In conclusion ways to improve jobs:
- A reason to like stats other than crit/det/direct hit starting with decoupling crit chance from crit damage. Those don’t need to be the same stat that's just asking for a positive feedback loop making that a be all end all stat. Obviously this is more of a problem if every job likes the same stats because it's usually an indicator that they prioritize the same damage profiles. Its not that no job should like crit or jobs should only like speed but that what stat a job likes should reflect how it can be played. Jobs that focus on big hits should care about crits(even if to avoid crit variance problems you grant autocrits on the biggest hits but have the damage scale off crit rating) jobs that pump out attacks without weaving should probably like speed, and maybe the weavers should prefer det for higher consistent damage.
- Make rotations that reward you in that rotation, not just generating resources at a slow enough rate that the big pay off ability is only available every 2 mins (looking at you DNC Feathers and RDM Manas). Honestly double the white and black mana generation for RDM and see what happens. I’m sure it would be such a shame if RDMs could use their sword phase more often than every 2-mins but still be able to get the resources again by the next 2-min mark like their own 1-min mini buff phase.

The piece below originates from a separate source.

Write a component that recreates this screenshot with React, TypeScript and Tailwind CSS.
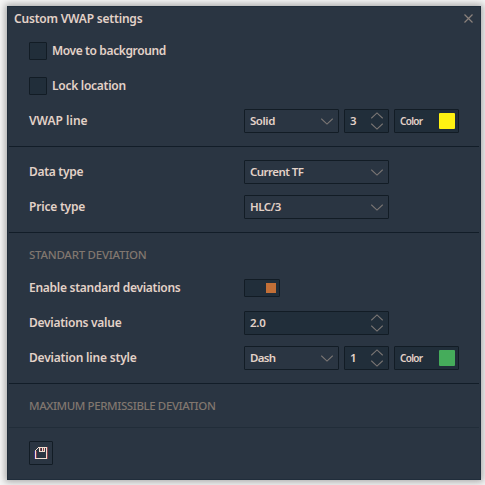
import type { ReactNode } from "react";

function Chevron({ up = false }: { up?: boolean }) {
  return (
    <svg width="12" height="7" viewBox="0 0 12 7" fill="none" stroke="#7b7674" strokeWidth="1.1" className="block">
      <path d={up ? "M0.3 6.3L6 0.9L11.7 6.3" : "M0.3 0.7L6 6.1L11.7 0.7"} />
    </svg>
  );
}

function Label({ children, className }: { children: ReactNode; className: string }) {
  return <span className={`-mt-px whitespace-nowrap ${className}`}>{children}</span>;
}

function Check({ children, className }: { children: ReactNode; className: string }) {
  return (
    <div className="flex h-[18px] items-center gap-[5px]">
      <span className="size-[18px] rounded-[1px] border border-[#121c25] bg-[#212e3a]" />
      <span className={`whitespace-nowrap ${className}`}>{children}</span>
    </div>
  );
}

function Row({ label, labelClass, children }: { label: string; labelClass: string; children: ReactNode }) {
  return (
    <div className="flex h-6 items-center">
      <div className="flex w-[215px]">
        <Label className={labelClass}>{label}</Label>
      </div>
      <div className="flex gap-[5px]">{children}</div>
    </div>
  );
}

const box = "flex h-6 items-center rounded-[1px] border border-[#121c25]";

function Select({ value, width, text }: { value: string; width: string; text: string }) {
  return (
    <div className={`${box} ${width} justify-between bg-[#2a3542] pl-[5px] pr-[5px]`}>
      <span className={`text-[11.5px] ${text}`}>{value}</span>
      <Chevron />
    </div>
  );
}

function Spinner({ value, width }: { value: string; width: string }) {
  return (
    <div className={`${box} ${width} justify-between bg-[#212e3a] pl-[5px] pr-[5px]`}>
      <span className="text-[11.5px] tracking-[-0.3px]">{value}</span>
      <span className="flex flex-col gap-[4px]">
        <Chevron up />
        <Chevron />
      </span>
    </div>
  );
}

function ColorBox({ swatch }: { swatch: string }) {
  return (
    <div className={`${box} w-[65px] justify-between bg-[#212e3a] pl-[5px] pr-[3px]`}>
      <span className="text-[10px] tracking-[-0.7px]">Color</span>
      <span className={`size-4 rounded-[1px] ${swatch}`} />
    </div>
  );
}

export default function App() {
  return (
    <div className="h-[485px] w-[485px] overflow-hidden bg-[#f6f6f6] pl-[7px] pt-[6px] font-['Noto_Sans',sans-serif] text-[12px] font-semibold leading-4 text-[#e3d2c8]">
      <div className="flex h-[474px] w-[474px] flex-col border border-[#202d3b] bg-[#2a3542] px-px shadow-[0_0_7px_2px_#a9a9a9]">
        <header className="flex h-[23px] shrink-0 items-center justify-between pl-[5px] pr-[6px]">
          <h1 className="text-[12px] tracking-[-0.2px]">Custom VWAP settings</h1>
          <svg width="9" height="9" viewBox="0 0 9 9" stroke="#8a817c" strokeWidth="1.2">
            <path d="M0.5 0.5L8.5 8.5M8.5 0.5L0.5 8.5" />
          </svg>
        </header>

        <section className="h-[117px] shrink-0 border-b border-[#121d28] pl-5 pt-3">
          <Check className="tracking-[-0.38px]">Move to background</Check>
          <div className="h-[17px]" />
          <Check className="tracking-[-0.27px]">Lock location</Check>
          <div className="h-[14px]" />
          <Row label="VWAP line" labelClass="tracking-[0px]">
            <Select value="Solid" width="w-[95px]" text="tracking-[-0.45px]" />
            <Spinner value="3" width="w-[45px]" />
            <ColorBox swatch="bg-[#fff212]" />
          </Row>
        </section>

        <section className="flex h-[86px] shrink-0 flex-col gap-[11px] border-b border-[#121d28] pl-5 pt-[13px]">
          <Row label="Data type" labelClass="tracking-[-0.3px]">
            <Select value="Current TF" width="w-[145px]" text="tracking-[-0.55px]" />
          </Row>
          <Row label="Price type" labelClass="tracking-[-0.2px]">
            <Select value="HLC/3" width="w-[145px]" text="tracking-[-0.5px]" />
          </Row>
        </section>

        <section className="flex h-[151px] shrink-0 flex-col gap-[11px] border-b border-[#121d28] pl-5 pt-[14px]">
          <h2 className="mb-[2px] h-4 text-[11.5px] font-medium tracking-[-0.25px] text-[#81776f]">STANDART DEVIATION</h2>
          <div className="flex h-6 items-center">
            <div className="flex w-[215px]">
              <Label className="tracking-[-0.27px]">Enable standard deviations</Label>
            </div>
            <span className="flex h-[18px] w-9 items-center justify-end rounded-[1px] border border-[#121c25] bg-[#212e3a] pr-[3px]">
              <span className="size-[10px] bg-[#c26f37]" />
            </span>
          </div>
          <Row label="Deviations value" labelClass="tracking-[-0.26px]">
            <Spinner value="2.0" width="w-[145px]" />
          </Row>
          <Row label="Deviation line style" labelClass="tracking-[-0.19px]">
            <Select value="Dash" width="w-[95px]" text="tracking-[-0.65px]" />
            <Spinner value="1" width="w-[45px]" />
            <ColorBox swatch="bg-[#45ac5b]" />
          </Row>
        </section>

        <section className="h-11 shrink-0 border-b border-[#212d39] pl-5 pt-[14px]">
          <h2 className="text-[11.5px] font-medium tracking-[-0.4px] text-[#81776f]">MAXIMUM PERMISSIBLE DEVIATION</h2>
        </section>

        <footer className="pl-5 pt-[13px]">
          <button className="flex size-6 items-center justify-center rounded-[1px] border border-[#121c25]">
            <svg width="14" height="14" viewBox="0 0 14 14" fill="none" shapeRendering="crispEdges">
              <path d="M0.5 5V13" stroke="#34358c" />
              <path d="M2.5 5V12M13.5 1V13" stroke="#8a3f4a" />
              <path d="M1.5 12.5V4.5L4.5 1.5H12.5V12.5Z" stroke="#f0ddd0" />
              <path d="M5.5 2V5.5H10.5V2M8.5 2V5" stroke="#f0ddd0" />
              <path d="M6.5 2V5M9.5 2V5" stroke="#8a3f4a" />
            </svg>
          </button>
        </footer>
      </div>
    </div>
  );
}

- Have major cooldowns that are tied to the mechanics of how they deal damage, not just a % increase. For BLM that's more spells in less time, but for jobs that weave a lot in a window you could do things like start a timer and for every hit you land before it ends increase the damage of a big hit at the end to reward weaving more attacks in. possibilities are endless just be more creative.
- Give jobs their resources and rotation structure sooner in the leveling experience. Now granted, this is mostly a problem for melee since TP was removed so now all of them operate almost entirely on cooldowns before they get their job gauge. As an example even if it's a simplified lower fantasy version of what they do later, having dragoon build a bar and do big spear things before level 50 and having the eyes be an upgrade to that would improve the experience below 50.